Queueing Theory for Dummies


How do you size a buffer or message queue? Queueing theory provides the answer.

From time to time when I teach classes on software development for embedded systems, I'm asked how to figure out the maximum number of messages that will queue up in a message queue. When I answer, “Oh, that's just queueing theory,” I invariably hear an uncomfortable nervous sort of laughter. Everyone is thinking “Sure! I'm gonna stop my project for a semester so I can take a course in queueing theory just to figure out how long to make my program's message queue. Where's this guy been living?”

Similar questions come up about the capacity of linked lists and ring buffers, or the number of buffers in a buffer pool, or even the assignment of dual-port RAM to buffer descriptors inside of PowerQUICC communications processors. These questions impact directly the amount of memory that must be allocated to the resource at issue, and the capacity of an embedded system to handle the ebb and flow of data.

Sometimes engineers use empirical methods to estimate the required capacity. In one method, they divvy up all available RAM in their development target board, assigning it to their stacks, their queues, their linked lists, and buffer pools. Hopefully the hardware team has supplied more than enough RAM to accomodate all of these structures. Before running the application software, test software “paints” these structures with a standard but improbable content, for example, patterns of 0xAAAAAAAA, 0x55555555, or 0xDEADDEAD. Then the application is run for a while and later the structures are examined to see how much of the standard “paint” is left. The area where “paint” remains presumably hasn't been used by the application, and most of it can probably be eliminated.

In another empirical technique, many RTOS-sensitive debuggers/profilers and “object browsers” can measure the maximum number of messages in a queue at any time during an experimental run of application software. Some will even show you graphs of queue filling as a function of time. Similar graphs can be obtained for stacks and buffer pools. The high point of the graph will tell you how much of the capacity your software actually used. But is this number a good measure of the required capacity for a given message queue, stack, or buffer pool? Perhaps not, since seconds or minutes after the end of the experimental run of the software, its memory needs might increase dramatically had it continued to run. And this information would not be captured by any empirical method.

So empirical methods cannot always be relied upon even if fudge factors, like adding 30% extra capacity, are included.

A third approach, based on mathematics rather than empirical tests, may give us a better handle to the answers to our capacity questions. This article will present a simplified peek into queueing theory that may be just enough to answer some of our software design questions and let us know if more queueing theory is the way to get more questions answered.

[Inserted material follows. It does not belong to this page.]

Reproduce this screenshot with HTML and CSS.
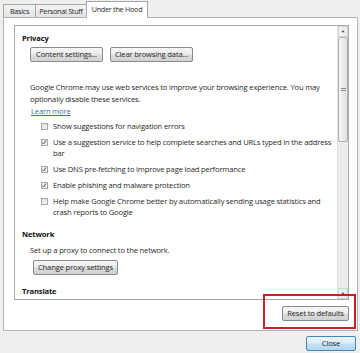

Software message queues will be used as our example here, although similar considerations could apply to linked lists, buffer pools, ring buffers, and stacks.

Model of a message queue

A message queue is a set of memory locations that provide temporary storage for data that are being passed from process to process (or to/from interrupt service software). Each set of data is called a message. When the queue already has messages and a new message is stored, the old messages remain and the new message is added to the queue. When a message is taken from the queue, no memory of that message remains in the queue. Computer science gurus call this non-destructive write/destructive read.

Let's use a simplified model of a queue that uses the analogy of an olive oil bottling plant. A funnel is used to pour olive oil into bottles. The funnel has a wide opening at its top, so that it can hold lots of olive oil (or software messages by analogy). The funnel has a narrow opening at its bottom, so that the rate of flow of olive oil out of the funnel is limited (by analogy to a software process that can receive and process messages slowly). See Figure 1.

The rate at which olive oil is poured into the funnel (or the rate at which messages are sent into the message queue) is named P(t), the production rate. The rate at which olive oil comes out of the bottom of the funnel (or the rate at which messages are consumed from the message queue) is named C(t), the consumption rate. Both P(t) and C(t) are functions of time; in other words, the flows in and out can vary over time.

When does a message queue help?

If the production rate is always less than the consumption rate, P(t) * C(t), then everything put into the funnel or queue always flows out immediately. No backup of olive oil (or queue of messages) ever develops. Thus, an olive oil funnel or message queue is unnecessary in this case.

On the other hand, if the production rate is always larger than the consumption rate, P(t) > C(t), then more oil is always being put in than can be taken out. Eventually, olive oil will fill up the entire funnel and begin to spill out of the top. By analogy, messages will fill up the entire message queue and will have no additional place to be stored in the message queue. In this situation, a message queue will be of no use since it's overflowing and messages are being lost. See Figure 2.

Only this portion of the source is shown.